The ink is barely dry on Sandfire Resources’ transformational Spanish mine buy.

The US$1.865 billion MATSA Mining Complex purchase from Sandfire (ASX:SFR), is believed to have pitted the company against a number of larger players for Trafigura and Mubadala’s 100,000tpa copper mine in the Iberian peninsula.

Now boss Karl Simich, who took the company from a tiny junior explorer into a leading copper mid-tier off the back of the DeGrussa copper discovery in WA a decade or so ago, is setting his sights higher.

Simich says the Perth miner and explorer aspires to become a 500,000tpa copper miner in five years, something that would propel it towards the ranks of the world’s majors.

“We wanted to have 150,000 tons of copper inside five years, we will be that off the back of this transaction, and our aspiration from where we are, which will soon be 150,000 to 200,000 tons of copper production, is to then in the next five years move to a level of about 500,000 of annual production of copper equivalent,” he told delegates at the Boom in a Room conference in Perth today.

Sandfire, which made a record ~$800 million in revenue in FY2021, is planning to wrap up production at its DeGrussa copper-gold mine in WA’s Doolgunna region in late 2022 and open the smaller Motheo copper mine in Botswana in 2023.

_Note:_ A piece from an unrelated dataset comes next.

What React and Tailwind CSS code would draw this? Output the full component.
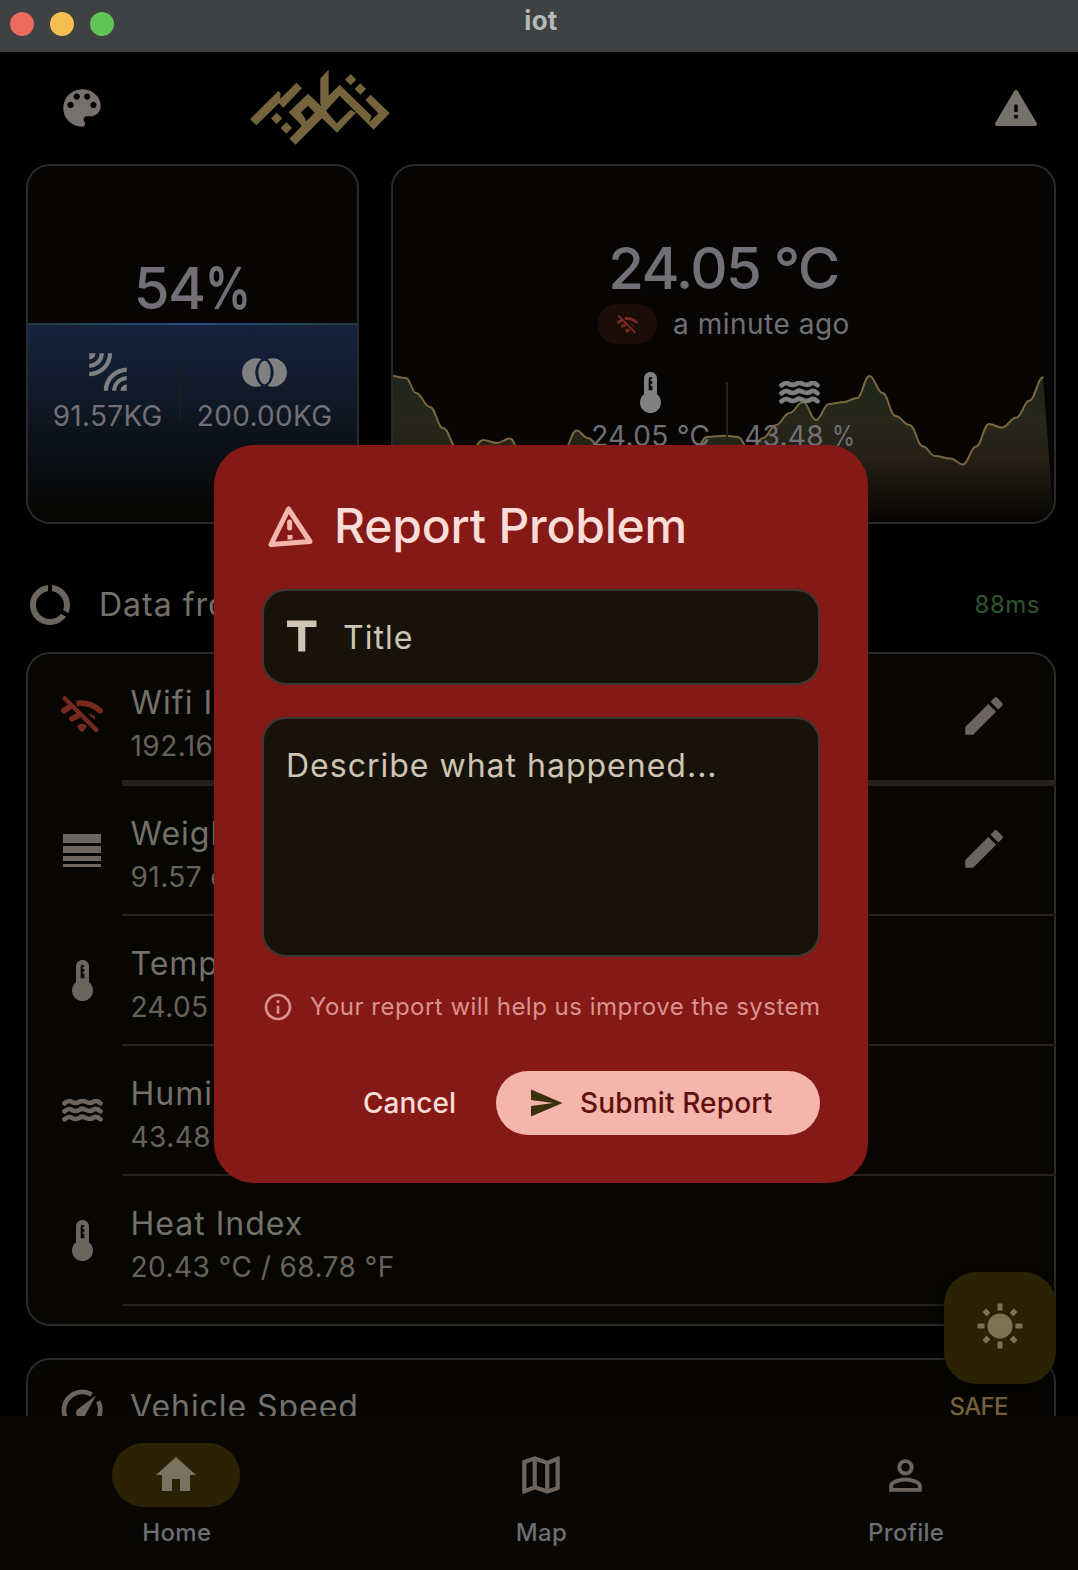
import React from "react";
import {
  MdLeakAdd,
  MdJoinFull,
  MdDataUsage,
  MdEdit,
  MdHome,
  MdOutlineMap,
  MdPersonOutline,
  MdInfoOutline,
  MdSend,
} from "react-icons/md";

function Thermometer() {
  return (
    <svg width="21" height="41" viewBox="0 0 63 123" fill="currentColor">
      <path
        fillRule="evenodd"
        d="M31.500 0C21 0 12 8 12 19V67A31.500 31.500 0 1 0 51 67V19C51 8 42 0 31.500 0ZM31 15C35 15 37 17 37 21H32V27H37V35H32V41H37V55H26V21C26 17 28 15 31 15Z"
      />
    </svg>
  );
}

function Waves() {
  const d = "M7 13C18 4 23 5 30 9S44 13 52 8S64 5 72 9S86 13 94 8S108 6 115 13";
  return (
    <svg width="41" height="23" viewBox="0 0 122 69" fill="none" stroke="currentColor" strokeWidth="14" strokeLinecap="round">
      <path d={d} />
      <path d={d} transform="translate(0 24)" />
      <path d={d} transform="translate(0 48)" />
    </svg>
  );
}

function WifiSlash({ width = 42, height = 36 }) {
  return (
    <svg width={width} height={height} viewBox="0 0 126 108" fill="none" stroke="currentColor" strokeLinecap="round">
      <path d="M11 7L106 102" strokeWidth="13" />
      <path d="M47 22Q88 17 117 44" strokeWidth="17" strokeLinecap="butt" />
      <circle cx="117" cy="44" r="8.500" fill="currentColor" stroke="none" />
      <path d="M9 44L24 34" strokeWidth="18" />
      <path d="M33 68L50 59" strokeWidth="17" />
      <path d="M80 53Q92 52 102 62V71Z" fill="currentColor" stroke="none" />
      <path d="M48 90Q63 76 78 90Q77 94 67 106Q63 109 58 106Q49 96 48 90Z" fill="currentColor" stroke="none" />
    </svg>
  );
}

function Sun() {
  return (
    <svg className="-mt-1" width="46" height="46" viewBox="0 0 46 46" fill="currentColor">
      <circle cx="23" cy="23" r="12.500" />
      {[0, 90, 180, 270].map((a) => (
        <rect key={a} x="20.500" y="0.500" width="5" height="7" rx="0.500" transform={`rotate(${a} 23 23)`} />
      ))}
      {[45, 135, 225, 315].map((a) => (
        <rect key={a} x="20.500" y="0.700" width="5" height="6" rx="0.500" transform={`rotate(${a} 23 23)`} />
      ))}
    </svg>
  );
}

function Logo() {
  return (
    <svg width="180" height="100" viewBox="0 0 540 300" fill="currentColor">
      <path d="M60 178L145 93L152 100L150 117L199 68L216 85L160 143L147 130L79 196Z" />
      <path d="M140 158L157 175L140 192L123 175ZM169 187L186 204L169 221L152 204ZM362 42L379 59L362 76L345 59ZM391 70L408 87L391 104L374 87Z" />
      <path
        fillRule="evenodd"
        d="M296 29L271 55V130L274 139L234 101L176 157L213 194L215 198L178 236L197 254L276 175L321 218L378 158L362 149L320 190L288 152L329 107L431 209L479 160L422 104L406 120L445 160L418 187L425 168L329 74L296 107ZM213 157L234 137L254 158L228 184L226 176Z"
      />
    </svg>
  );
}

const points = [
  [391, 376], [406, 378], [416, 393], [430, 407], [443, 428], [457, 448], [470, 452], [483, 440], [497, 443], [510, 438.500],
  [523, 460], [550, 466], [563, 452], [576.500, 430.500], [588, 438], [603, 452], [640, 468], [690, 462], [707, 437],
  [725, 435.700], [738, 437], [750, 452], [763, 438], [776, 425], [789.500, 413], [803, 402], [816, 420], [829, 404],
  [844, 402], [857, 398], [869.500, 376], [882.500, 393], [895.500, 416], [909.500, 425], [923, 446.500], [935, 456], [950.500, 458.500],
  [963, 464.500], [976, 446.500], [989, 424], [1002, 427.500], [1016.500, 417.500], [1029.500, 400.500], [1043, 377.500],
];
const line = points.reduce((d, [x, y], i) => {
  if (i === 0) return `M${x} ${y}`;
  const [px, py] = points[i - 1];
  const k = (x - px) * 0.42;
  return `${d}C${px + k} ${py} ${x - k} ${y} ${x} ${y}`;
}, "");

function TempChart() {
  return (
    <svg className="absolute -left-0.5 -top-0.5" width="665" height="360" viewBox="391 164 665 360">
      <defs>
        <linearGradient id="area" x1="0" y1="376" x2="0" y2="522" gradientUnits="userSpaceOnUse">
          <stop offset="0" stopColor="#1d261b" />
          <stop offset="0.300" stopColor="#27271a" />
          <stop offset="0.550" stopColor="#262117" />
          <stop offset="1" stopColor="#060503" />
        </linearGradient>
      </defs>
      <path d={`${line}L1054 522H391Z`} fill="url(#area)" />
      <path d={line} fill="none" stroke="#7a673f" strokeWidth="2" strokeLinecap="round" />
    </svg>
  );
}

function Metric({ icon, children }) {
  return (
    <div className="flex flex-col items-center">
      <div className="flex h-12 items-center text-[#808080]">{icon}</div>
      <div className="whitespace-nowrap text-[28px] leading-10 tracking-[0.3px]">{children}</div>
    </div>
  );
}

function Row({ icon, title, sub, edit, first, danger }) {
  return (
    <>
      <div className={first ? "flex h-[126px] pl-[30px] pr-[45px]" : "flex h-32 pl-[30px] pr-[45px]"}>
        <div className={`flex w-12 items-center justify-center ${danger ? "pb-[7px] text-[#76291f]" : "text-[#6b655e]"}`}>{icon}</div>
        <div className={first ? "ml-[24.5px] flex-1 pt-[25px]" : "ml-[24.5px] flex-1 pt-6"}>
          <div className="text-[32px] leading-[48px] tracking-[1px] text-[#74716b]">{title}</div>
          <div className="-mt-px text-[28px] leading-10 tracking-[0.45px] text-[#67625c]">{sub}</div>
        </div>
        {edit && (
          <div className="flex items-center pb-[3px] text-[#6b655e]">
            <MdEdit size={50} />
          </div>
        )}
      </div>
      <div className={first ? "-mr-0.5 ml-[94px] h-1.5 bg-[#24221b]" : "-mr-0.5 ml-[94px] h-0.5 bg-[#24221b]"} />
    </>
  );
}

function NavItem({ icon, label, active }) {
  return (
    <div className="flex flex-1 flex-col items-center">
      <div className={`flex h-16 w-32 items-center justify-center rounded-full ${active ? "bg-[#2b2205] text-[#7a7260]" : "text-[#6b655e]"}`}>{icon}</div>
      <div className="mt-1 pl-px text-2xl leading-[44px] font-medium tracking-[0.3px] text-[#6f6c74]">{label}</div>
    </div>
  );
}

function ReportDialog() {
  return (
    <div className="absolute left-[214px] top-[445px] flex h-[738px] w-[654px] flex-col rounded-[40px] bg-[#851916] px-12 pt-[52px]">
      <div className="flex h-[60px] items-center pl-1.5">
        <svg width="45" height="42" viewBox="0 0 45 42" fill="none" stroke="#f4b5ac" strokeWidth="5" strokeLinejoin="round">
          <path d="M20.500 3L3 38.500L42 35.500Z" />
          <path d="M21.600 16V22" strokeLinecap="round" />
          <path d="M22 29V33.500" strokeLinecap="butt" />
        </svg>
        <h1 className="-mt-0.5 ml-[21px] whitespace-nowrap text-[48px] leading-[60px] font-medium tracking-[-0.2px] text-[#fadcd8]">Report Problem</h1>
      </div>
      <div className="mt-8 flex h-24 items-center rounded-3xl border-2 border-[#3c372f] bg-[#17130b] pl-[23px]">
        <svg className="-mt-0.5" width="30" height="32" viewBox="0 0 30 32" fill="#cfc5b4">
          <path d="M0 0.500H29.500V7H18.300V31.500H11.200V7H0Z" />
        </svg>
        <span className="ml-[26px] mt-0.5 text-[32px] tracking-[1px] text-[#cfc5b4]">Title</span>
      </div>
      <div className="mt-8 h-[240px] rounded-3xl border-2 border-[#3c372f] bg-[#17130b] px-[22px] pt-[23px] text-[32px] leading-[48px] tracking-[1px] text-[#cfc5b4]">
        Describe what happened...
      </div>
      <div className="mt-8 flex h-9 items-center text-[#d9928f]">
        <MdInfoOutline size={32} className="shrink-0" />
        <span className="ml-4 whitespace-nowrap text-2xl tracking-[0.49px]">Your report will help us improve the system</span>
      </div>
      <div className="mt-[46px] flex h-16 items-center justify-end">
        <span className="text-[28px] font-medium text-[#fcdcd8]">Cancel</span>
        <div className="ml-10 flex h-16 w-[324px] items-center rounded-full bg-[#f4b5ac] pl-8">
          <MdSend size={36} color="#3a300a" />
          <span className="ml-4 whitespace-nowrap text-[28px] font-medium tracking-[0.15px] text-[#5f0f0e]">Submit Report</span>
        </div>
      </div>
    </div>
  );
}

export default function App() {
  return (
    <div className="relative flex h-[1570px] w-[1078px] flex-col overflow-hidden bg-black font-['Inter','Roboto',sans-serif]">
      <div className="relative flex h-[52px] shrink-0 items-center bg-[#3e4242] pb-1">
        <div className="flex gap-4 pl-2.5">
          <span className="h-6 w-6 rounded-full bg-[#ed6a5e]" />
          <span className="h-6 w-6 rounded-full bg-[#f5bf4f]" />
          <span className="h-6 w-6 rounded-full bg-[#61c554]" />
        </div>
        <span className="absolute inset-x-0 top-0 pl-1 text-center text-[26px] leading-[41px] font-bold tracking-[0.3px] text-[#b6b9b9]">iot</span>
      </div>

      <div className="flex h-[112px] shrink-0 items-center pl-[57px] pr-[39px]">
        <svg className="-mt-px" width="50" height="50" viewBox="0 0 24 24" fill="#77716b">
          <path d="M12 3c-4.970 0-9 4.030-9 9s4.030 9 9 9c.83 0 1.500-.67 1.500-1.500 0-.39-.15-.74-.39-1.010-.23-.26-.38-.61-.38-.99 0-.83.67-1.500 1.500-1.500H16c2.760 0 5-2.240 5-5 0-4.420-4.030-8-9-8zm-5.500 9c-.83 0-1.500-.67-1.500-1.500S5.670 9 6.500 9 8 9.670 8 10.500 7.330 12 6.500 12zm3-4C8.670 8 8 7.330 8 6.500S8.670 5 9.500 5s1.500.67 1.500 1.500S10.330 8 9.500 8zm5 0c-.83 0-1.500-.67-1.500-1.500S13.670 5 14.500 5s1.500.67 1.500 1.500S15.330 8 14.500 8zm3 4c-.83 0-1.500-.67-1.500-1.500S16.670 9 17.500 9s1.500.67 1.500 1.500-.67 1.500-1.500 1.500z" />
        </svg>
        <div className="ml-[123px] mt-1 text-[#75633e]">
          <Logo />
        </div>
        <svg className="ml-auto" width="46" height="40" viewBox="0 0 46 40">
          <path d="M23 4L42 36H4Z" fill="#77716b" stroke="#77716b" strokeWidth="4" strokeLinejoin="round" />
          <path d="M23 18V22.500" stroke="#000" strokeWidth="3.600" strokeLinecap="round" />
          <path d="M23 27V30.500" stroke="#000" strokeWidth="3.600" />
        </svg>
      </div>

      <div className="flex h-[1252px] shrink-0 flex-col overflow-hidden pl-[26px] pr-[22px]">
        <div className="flex shrink-0 gap-8">
          <div className="relative h-[360px] w-[333px] overflow-hidden rounded-3xl border-2 border-[#2a2a2a] bg-[#060503] pt-[92px] text-[#726f77]">
            <div className="absolute inset-x-0 top-[157px] h-[200px] bg-linear-to-b from-[#172340] via-[#101a29] via-35% to-[#060503]">
              <div className="h-0.5 bg-linear-to-r from-[#233f3a] via-[#234a80] to-[#233f3a]" />
            </div>
            <div className="relative text-center text-[58px] leading-[60px] font-medium tracking-[-1.6px]">
              54<span className="-mr-[10px] inline-block origin-left scale-x-[0.79] font-semibold">%</span>
            </div>
            <div className="relative mt-[30px] flex items-center justify-center gap-4">
              <Metric icon={<MdLeakAdd size={50} />}>91.57KG</Metric>
              <div className="h-[60px] w-0.5 bg-[#1c1c1a]" />
              <Metric icon={<MdJoinFull size={49} />}>200.00KG</Metric>
            </div>
          </div>
          <div className="relative h-[360px] w-[665px] overflow-hidden rounded-3xl border-2 border-[#2a2a2a] bg-[#060503] pt-[72px] text-[#726f77]">
            <TempChart />
            <div className="relative text-center text-[58px] leading-[60px] font-medium tracking-[-1.7px]">24.05 °C</div>
            <div className="relative mt-[6px] flex items-center justify-center gap-4">
              <div className="flex h-10 w-[60px] items-center justify-center rounded-full bg-[#1b0b09] text-[#76291f]">
                <WifiSlash width={21} height={18} />
              </div>
              <span className="text-[28px] leading-10 tracking-[0.5px]">a minute ago</span>
            </div>
            <div className="relative mt-[24px] flex items-center justify-center gap-4">
              <Metric icon={<Thermometer />}>24.05 °C</Metric>
              <div className="h-[60px] w-0.5 bg-[#24221b]" />
              <Metric icon={<Waves />}>
                43.48 <span className="-mr-1 inline-block origin-left scale-x-[0.84]">%</span>
              </Metric>
            </div>
          </div>
        </div>

        <div className="flex h-32 shrink-0 items-center">
          <div className="mt-[33px] flex w-full items-center">
            <MdDataUsage size={48} color="#6b655e" />
            <span className="ml-[25px] text-[32px] tracking-[1px] text-[#74716b]">Data from</span>
            <span className="ml-auto pr-4 text-2xl tracking-[0.5px] text-[#2f5530]">88ms</span>
          </div>
        </div>

        <div className="h-[674px] shrink-0 rounded-3xl border-2 border-[#2a2a2a] bg-[#070603]">
          <Row first danger edit icon={<WifiSlash />} title="Wifi IP" sub="192.168.1.10" />
          <Row
            edit
            icon={
              <svg width="38" height="33" viewBox="0 0 38 33" fill="currentColor">
                <path d="M0 0H38V9H0ZM0 12H38V19H0ZM0 22H38V27H0ZM0 30H38V33H0Z" />
              </svg>
            }
            title="Weight"
            sub="91.57 of 200"
          />
          <Row icon={<Thermometer />} title="Temperature" sub="24.05 °C" />
          <Row icon={<Waves />} title="Humidity" sub="43.48 %" />
          <Row icon={<Thermometer />} title="Heat Index" sub="20.43 °C / 68.78 °F" />
        </div>

        <div className="mt-8 flex h-[120px] shrink-0 items-start rounded-3xl border-2 border-[#2a2a2a] bg-[#060503] pl-[33px] pr-[46px] pt-[23px]">
          <svg className="mt-[6px]" width="42" height="42" viewBox="0 0 42 42" fill="none" stroke="#6b655e" strokeWidth="4.600">
            <path d="M30.700 5.500A18.300 18.300 0 0 0 8.100 33.900" />
            <path d="M37.200 12.400A18.300 18.300 0 0 1 33.900 33.900" />
            <path d="M35 6.500L25 24.500A5 5 0 1 1 17.500 19.500Z" fill="#6b655e" stroke="none" />
          </svg>
          <span className="ml-[27px] text-[32px] leading-[48px] tracking-[0.95px] text-[#74716b]">Vehicle Speed</span>
          <span className="ml-auto text-2xl leading-[48px] font-medium tracking-[-0.6px] text-[#75603a]">SAFE</span>
        </div>
      </div>

      <div className="flex h-[154px] shrink-0 bg-[#080703] pt-[27px]">
        <div className="-ml-1.5 flex w-[1094px] shrink-0">
          <NavItem active icon={<MdHome size={48} />} label="Home" />
          <NavItem icon={<MdOutlineMap size={50} />} label="Map" />
          <NavItem icon={<MdPersonOutline size={49} />} label="Profile" />
        </div>
      </div>

      <div className="absolute left-[944px] top-[1272px] flex h-28 w-28 items-center justify-center rounded-[32px] bg-[#2b2205] text-[#7d7352] shadow-[0_4px_12px_rgba(0,0,0,0.6)]">
        <Sun />
      </div>

      <ReportDialog />
    </div>
  );
}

“Being in the copper space, effectively or base metals you can’t sit here in West Perth, or Perth, and expect to find another high-grade discovery,” Simich said.

“You need to go out and find them, you need to go out and buy them, and so you need to get off your backside go do it.

“And that’s what we’re doing.”

 

Copper back to boomtime levels

Copper was back above US$10,000/t today, hitting two month highs despite concerns about Chinese economic growth.

It is one of the metals expected to field a major spike in demand as electrification and decarbonisation of power become the dominant narratives in infrastructure development around the world.

Sandfire and OZ Minerals (ASX:OZL), the two most prominent pure play copper stocks on the ASX rode the wave today.

$2 billion capped Sandfire was up almost 7%, while $8 billion capped OZ, which owns the Prominent Hill and Carrapateena mines in South Australia was the top large cap with a 5.17% uplift.

29Metals (ASX:29M) which owns the Capricorn copper mine in Queensland and Golden Grove mine in WA was up ~3%.

The Materials index rose 1.31% on a generally positive day.

Iron ore miners BHP (ASX:BHP) (2.8% up) and FMG (ASX:FMG) (1.96% up) got a bump, probably for not being Rio Tinto (ASX:RIO), which sunk 0.91% on a disastrous quarterly production report that included downgrades to iron ore and copper guidance.

CEO Jakub Stausholm said “we recognise the opportunity to raise our performance” — the sort of meaningless platitude we’ve grown accustomed to in Rio’s recent history.